Moonlit cellars and midnight studies are the stages Edgar Allan Poe sets for the uneasy quarrel between instinct and reason. In his tales, the boundary between man and beast thins to the width of a shadow: a raven croaks a single, damning word; a cat’s steady gaze needles a drunkard’s conscience raw. Poe does not grant these creatures speech or philosophy; he grants them presence. They prowl at the edge of the narrator’s vision, until guilt flares into terror and the mind fractures under its own weight.

Poe's Brutes
 Illustration by Meyer for a Paris edition from 1884

Inside Edgar Allan Poe’s haunted mind, the very word brute snarls like a feral beast. It names those creatures that heed only the old instincts, unswayed by reason, unsoftened by mercy. Men may wrap themselves in lofty thoughts, yet Poe’s animals reflect every crack in the human mind.

When the black cat pads through “The Black Cat” or the raven alights in “The Raven,” each beast becomes a dark mirror, catching the flicker of its keeper’s growing madness. Every meeting between beast and man curdles, for the narrators drape the creatures in their own fear, guilt, and smoldering sorrow.

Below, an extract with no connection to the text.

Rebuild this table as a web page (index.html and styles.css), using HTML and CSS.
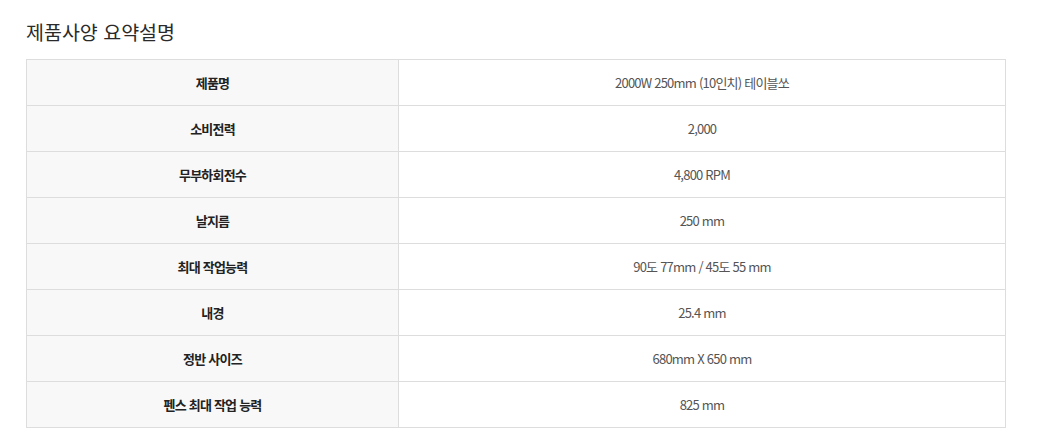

Take the cat Pluto. The narrator calls his childhood one of “docility and humanity”, boasting that his tenderness once made him the jest of other boys. He loves animals, he swears, yet once the wine hooks its claws into him, fondness sours into outright cruelty. In a drunken rage, he shears out Pluto’s eye, then, driven by what he names the “spirit of perverseness”, he strings the poor creature from a tree. No logic guides the hand; only an irrational fury that swells and bursts like a storm at sea.

From that moment, guilt dogs him. A second cat appears: one‑eyed, coal‑black save for a pale patch shaped like a noose. It slinks beside him, purring its silent accusation. The narrator, weak with shame, feels every nuzzle as a hateful brand. The cat’s “loathsome caresses” echo the raven’s relentless “Nevermore”, each stroke a reminder of sins he cannot drown in drink.

Poe leaves it to the reader to decide whether the creature prowls in vengeance or simply follows a cat’s ordinary nature. What matters is the mind that beholds it: a mind unraveling, quick to weave specters from shadows.

In the tale’s last throes, the animal guides the constables’ lanterns to the body walled away behind brick and mortar. One may hear supernatural justice in its cry, or only a cat’s instinctive wail at confinement. Either reading damns the narrator.

By choosing a non‑reasoning brute, Poe exposes the man’s soul. Guilt, drink, and unbridled rage twist the narrator until the very creature that once basked in his affection rises, intentionally or not, as the herald of his doom.

In the end, the brute is a silent witness, laying bare the darkness its masters refuse to admit, even to themselves.